Plaintiff’s prospects of success
- [19]The defendant submits that the plaintiffs have no or no real prospects of success if this matter was to proceed to trial in any event. The defendant submits that the plaintiff’s claim is misconceived insofar as the available evidence shows that any expenditure outlaid by her went well beyond what was agreed between the parties under the ‘retainer’ agreement of the 14th March 2005. I cannot accept that submission. Whether the expenditure outlaid by the plaintiffs related to what was agreed and reduced to writing between the parties on the 14th March 2005 is a question of fact yet to be determined at trial. That question will ultimately be assisted at trial by the certifier who is able and available to give evidence of the costs expended or required in respect of the approval sought from the local council regarding the bar and storeroom area of the motel in order to make it lawful. The plaintiff deposes that that witness will be available to give evidence at trial. The submission made on this issue also overlooks in my mind, the original plan of the bar and storeroom (WGN‑1 affidavit Nunan sworn 11th April 2012) as it was depicted in 2005, which shows where the ‘bar’ was originally situated which is described as ‘restaurant + bar’ in any event.
Prejudice
- [20]When dealing with the question of prejudice, the correct test to apply is whether the plaintiff has satisfied the onus of showing that any prejudice the defendant may suffer is not such as to cause injustice to the defendant should be action be permitted to continue. (Tyler v Custom Credit page 13).
- [21]In this regard, the defendant says that it cannot now receive a fair trial. The matters raised for consideration include the effect which the delay has had upon the defendant’s health. Not surprisingly, like the plaintiff, the defendant says her health has also suffered, a factor not uncommon when litigation is involved.

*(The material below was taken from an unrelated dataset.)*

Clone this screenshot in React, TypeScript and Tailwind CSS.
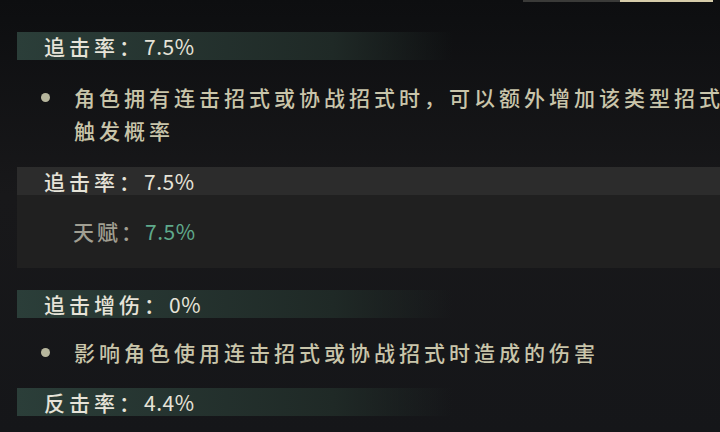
const font = { fontFamily: '"Noto Sans CJK SC", "Noto Sans", sans-serif' };

function StatHeader({ label, value, tone = "teal" }: { label: string; value: string; tone?: "teal" | "gray" }) {
  const bg =
    tone === "teal"
      ? "bg-gradient-to-r from-[#2b3e39] via-[#1f2926] via-45% to-transparent to-[62%]"
      : "bg-[#2c2c2c]";
  return (
    <div className={`h-[28px] flex items-center pl-[27px] ${bg}`}>
      <span className="text-[21px] font-medium leading-none tracking-[4px] text-[#e6e3d8]">{label}</span>
      <span className="text-[21px] leading-none tracking-[0.5px] text-[#e6e3d8]">{value}</span>
    </div>
  );
}

function Bullet({ lines }: { lines: string[] }) {
  return (
    <div className="flex items-start">
      <div className="w-[57px] h-[33px] flex items-center justify-center shrink-0">
        <span className="block w-[9px] h-[9px] rounded-full bg-[#b7b69d]" />
      </div>
      <p className="text-[21px] font-medium leading-[33px] tracking-[4px] text-[#c9c5aa] whitespace-nowrap">
        {lines.map((l, i) => (
          <span key={i} className="block">
            {l}
          </span>
        ))}
      </p>
    </div>
  );
}

export default function App() {
  return (
    <div
      className="w-[720px] h-[432px] overflow-hidden bg-gradient-to-b from-[#0d0e10] via-[#18181a] via-45% to-[#151619]"
      style={font}
    >
      {/* scroll indicator along the top edge */}
      <div className="flex h-[2px]">
        <div className="w-[523px]" />
        <div className="w-[97px] bg-[#3a3a38]" />
        <div className="w-[93px] bg-[#d6ccaa]" />
      </div>

      <div className="pl-[17px] pt-[30px]">
        <StatHeader label="追击率：" value="7.5%" />
        <div className="pt-[21px] pb-[20px]">
          <Bullet lines={["角色拥有连击招式或协战招式时，可以额外增加该类型招式", "触发概率"]} />
        </div>

        <StatHeader label="追击率：" value="7.5%" tone="gray" />
        <div className="bg-[#202020] h-[73px] flex items-center pl-[56px]">
          <span className="text-[21px] font-medium tracking-[3px] text-[#a19f92]">天赋：</span>
          <span className="text-[21px] tracking-[0.5px] text-[#5fa98b]">7.5%</span>
        </div>

        <div className="h-[22px]" />
        <StatHeader label="追击增伤：" value="0%" />
        <div className="pt-[18px] pb-[19px]">
          <Bullet lines={["影响角色使用连击招式或协战招式时造成的伤害"]} />
        </div>

        <StatHeader label="反击率：" value="4.4%" />
      </div>
    </div>
  );
}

- [22]The defendant also submits that the solicitor for the plaintiff has, in his affidavit material, put into issue the question regarding what was in fact the ‘true’ agreement that was reached between the parties on the 14th March 2005. The defendant submits that because of that fact, that would now require that solicitor and the other solicitor to that conversation (Mr Hardman), who is unable to specifically remember that conversation, to give oral evidence, which places the defendant in an intolerably invidious position and is prejudiced accordingly. I cannot accept that submission. Firstly, the solicitor for the plaintiff has a contemporaneous file note of that conversation which is not in my mind inconsistent in any event with what was actually agreed and reduced to writing between the parties on the 14th March 2005 (see affidavit of Nunan sworn 11th April 2012). Further, that correspondence (of the 14th March 2005) evidencing the agreement reached between the parties is not disputed by either the plaintiff or the defendant. The correspondence must also be viewed in light of the earlier correspondence sent on the same day on this issue (see Robson affidavit filed 13th March 2012 GLR‑1).
- [23]Counsel for the defendant also submits that the defendant is unable now to be in a position to determine what costs and expenses are directly attributable to obtaining the local council approval in order to ‘make the existing use of the bar area and storeroom lawful’ (as pleaded in the defence). I cannot accept that submission. That submission in my mind overlooks the fact that all the documents that will be relevant in respect of the action are available for trial. (See Nunan affidavit sworn 11th April 2012 paragraphs 2, 3 and 21). It also overlooks the fact that the invoices which the plaintiff is relying on to prove its clam have been in the possession of the defendant since October 2005 and has not changed. Any question with respect to ‘differentiating’ between what invoices, if any, are solely related to the local council approval that was required to make the existing use of the bar area and storeroom lawful, will be assisted at trial in any event by the relevant certifier or expert which the plaintiff will need to produce in her case in order to prove her claim.
- [24]The defendant also submits that because the defendant is unable now to recall a certain conversation which the plaintiffs say they had with her (see plaintiff’s affidavit sworn 11th April 2012 at paragraph 4), she will be prejudiced at trial. I am unable to accept that submission. The defence filed in my mind adequately addresses the defendant’s position on this issue; see paragraph 8. The defendant will be able to give that evidence at trial.
- [25]As such, and after taking into account all the matters to which I have referred, I am therefore satisfied that the plaintiff has discharged the burden of showing that any prejudice which the defendant may suffer is not such as to cause injustice to the defendant should the action be permitted to continue.
Other relevant factors
- [26]It is however relevant to consider whether the proceeding can progress in a timely way if reactivated. With appropriate directions by the court, I am satisfied that this can facilitate a just and expeditious resolution of this matter. The documents currently not in the defendant’s possession relevant to this matter can be provided by the solicitor for the plaintiff immediately. There is no reason why that cannot be done expeditiously. A certifier is available at trial to give evidence. The issue in dispute between the parties are clearly defined on the pleadings.
- [27]All witnesses are available and I see no impediment in this matter which would prevent it from being able to proceed to trial in a timely way.
- [28]Accordingly, the orders of the court are:
- The plaintiff’s application is allowed. Leave is granted to allow the plaintiff to take a further step in the proceedings.
- The defendant’s application is dismissed.
- I shall hear from the parties on the question of costs (in writing) if they cannot otherwise agree. I shall also make directions in respect of this matter’s future conduct if the parties cannot otherwise on a suitable timetable.
- The matter shall be returned to the Toowoomba District Court (sitting in its civil jurisdiction).